• **What you need to do**:
Pull out every line from the listing that has the word "table".
-----
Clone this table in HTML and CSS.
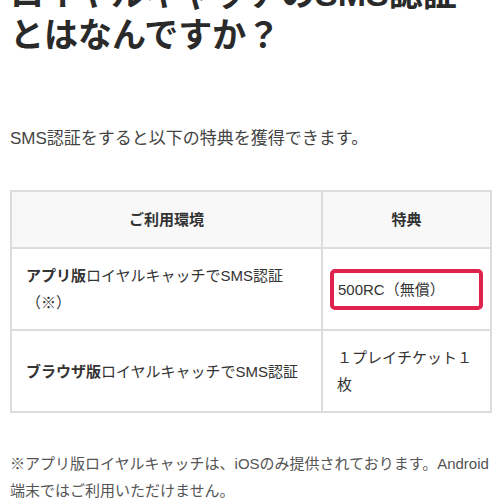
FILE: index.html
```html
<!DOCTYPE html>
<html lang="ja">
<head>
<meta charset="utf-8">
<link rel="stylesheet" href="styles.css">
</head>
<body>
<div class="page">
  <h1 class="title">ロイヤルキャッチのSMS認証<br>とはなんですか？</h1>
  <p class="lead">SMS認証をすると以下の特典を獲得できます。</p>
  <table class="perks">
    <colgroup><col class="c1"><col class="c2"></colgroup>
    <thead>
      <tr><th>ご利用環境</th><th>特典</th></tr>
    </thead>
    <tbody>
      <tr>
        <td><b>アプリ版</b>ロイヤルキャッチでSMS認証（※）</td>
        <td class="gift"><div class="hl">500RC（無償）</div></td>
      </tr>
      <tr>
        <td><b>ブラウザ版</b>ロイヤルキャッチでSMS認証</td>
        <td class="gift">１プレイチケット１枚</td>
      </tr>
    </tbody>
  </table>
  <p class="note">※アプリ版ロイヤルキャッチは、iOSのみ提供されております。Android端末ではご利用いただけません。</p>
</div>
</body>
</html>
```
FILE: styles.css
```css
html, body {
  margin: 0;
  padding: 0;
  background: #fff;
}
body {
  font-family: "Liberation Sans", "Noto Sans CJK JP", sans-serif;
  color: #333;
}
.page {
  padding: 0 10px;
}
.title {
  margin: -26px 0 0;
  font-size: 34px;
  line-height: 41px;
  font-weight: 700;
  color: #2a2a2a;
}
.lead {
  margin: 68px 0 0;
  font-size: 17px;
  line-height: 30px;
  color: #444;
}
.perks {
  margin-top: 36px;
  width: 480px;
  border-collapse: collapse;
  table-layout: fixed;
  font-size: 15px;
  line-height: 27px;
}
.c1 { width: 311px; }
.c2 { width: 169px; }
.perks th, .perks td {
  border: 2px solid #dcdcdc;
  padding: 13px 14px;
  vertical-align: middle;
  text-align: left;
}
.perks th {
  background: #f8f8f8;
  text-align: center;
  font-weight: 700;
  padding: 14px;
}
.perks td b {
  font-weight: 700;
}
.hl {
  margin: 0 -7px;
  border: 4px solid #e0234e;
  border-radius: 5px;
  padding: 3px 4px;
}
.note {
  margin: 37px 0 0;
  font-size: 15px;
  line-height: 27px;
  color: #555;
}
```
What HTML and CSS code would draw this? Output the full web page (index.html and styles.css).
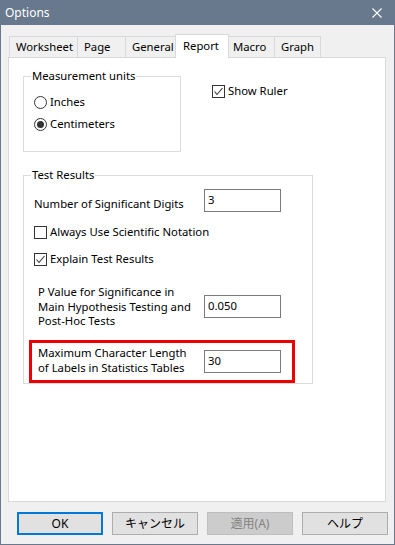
-----
• **The output**:
Clone this table in HTML and CSS.
  <table class="perks">
  </table>
  table-layout: fixed;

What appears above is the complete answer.